For any given sequence of words $\mathbf{w}$ of length $N$ ($\mathbf{w} = (w_1, w_2, w_1, w_5, w_7, w_2)$ for example), we have

\[\begin{aligned} p(\mathbf{w}) & = \prod_{i=1}^{n} p(w_i)^{s(w_i)} \prod_{i=1}^{n} \prod_{j=1}^{n} p(w_j|w_i)^{c(w_i, w_j)} \end{aligned}\]where $c(w_i, w_j)$ is the count of word sequence $w_i, w_j$ in the sentence and

\[s(w_i) = \begin{cases} 1, & \text{if $w_i$ is the first word}\\ 0, & \text{otherwise} \end{cases}\]We take the log of $p(\mathbf{w})$, we then have:

\[\begin{aligned} \log{p(\mathbf{w})} & = \sum_{i=1}^{n}s(w_i)\log{p(w_i)} + \sum_{i=1}^{n}\sum_{j=1}^{n}c(w_i,w_j)\log{p(w_j|w_i)} \end{aligned}\]To maximize $p(\mathbf{w})$, equivalently we have the following optimization problem:

Maximize $\log{p(\mathbf{w})}$, subject to $\forall i \in [1 \dotsc N]$, $\sum_{j = 1}^{n} p(w_j|w_i) = 1$.

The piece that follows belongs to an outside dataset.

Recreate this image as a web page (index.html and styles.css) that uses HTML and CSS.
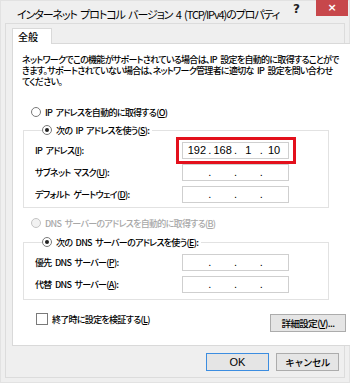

Equivalently, we introduce auxiliary optimization function using Lagrange multiplier ($\sum_{j = 1}^{n} p(w_j|w_i)-1 = 0$):

\[\mathcal{L} = \sum_{i=1}^{n}s(w_i)\log{p(w_i)} + \sum_{i=1}^{n}\sum_{j=1}^{n}c(w_i,w_j)\log{p(w_j|w_i)} + \sum_{i=1}^{n} \lambda_i \bigg( \big(\sum_{j = 1}^{n} p(w_j|w_i) \big) - 1 \bigg)\]For any $p(w_k|w_i)$, we take the derivatives of $\mathcal{L}$ respective to $p(w_k|w_i)$:

\[\frac{\partial \mathcal{L}}{\partial p(w_k|w_i)} = \frac{c(w_i, w_k)}{p(w_k|w_i)} + \lambda_i = 0\] \[p(w_k|w_i) = -\frac{c(w_i, w_k)}{\lambda_i}\]Because $\sum_{j = 1}^{n} p(w_j|w_i) = 1$, we have:

\[\sum_{j = 1}^{n} p(w_j|w_i) = \sum_{j = 1}^{n} -\frac{c(w_i, w_j)}{\lambda_i} = \frac{\sum_{j = 1}^{n} c(w_i, w_j)}{-\lambda_i} = 1\] \[\lambda_i = -\sum_{j = 1}^{n} c(w_i, w_j)\]Because $p(w_k|w_i) = -c(w_i, w_k)/\lambda_i$, therefore

\[p(w_k|w_i) = \frac{c(w_i, w_k)}{\sum_{j = 1}^{n} c(w_i, w_j)}\]This concludes the proof.

#### N-Gram Model

Without losing generality, the maximum likelihood estimation of n-gram model parameters could also be proven in the same way.

### Conclusion

Mathematics is important for (statistical) machine learning.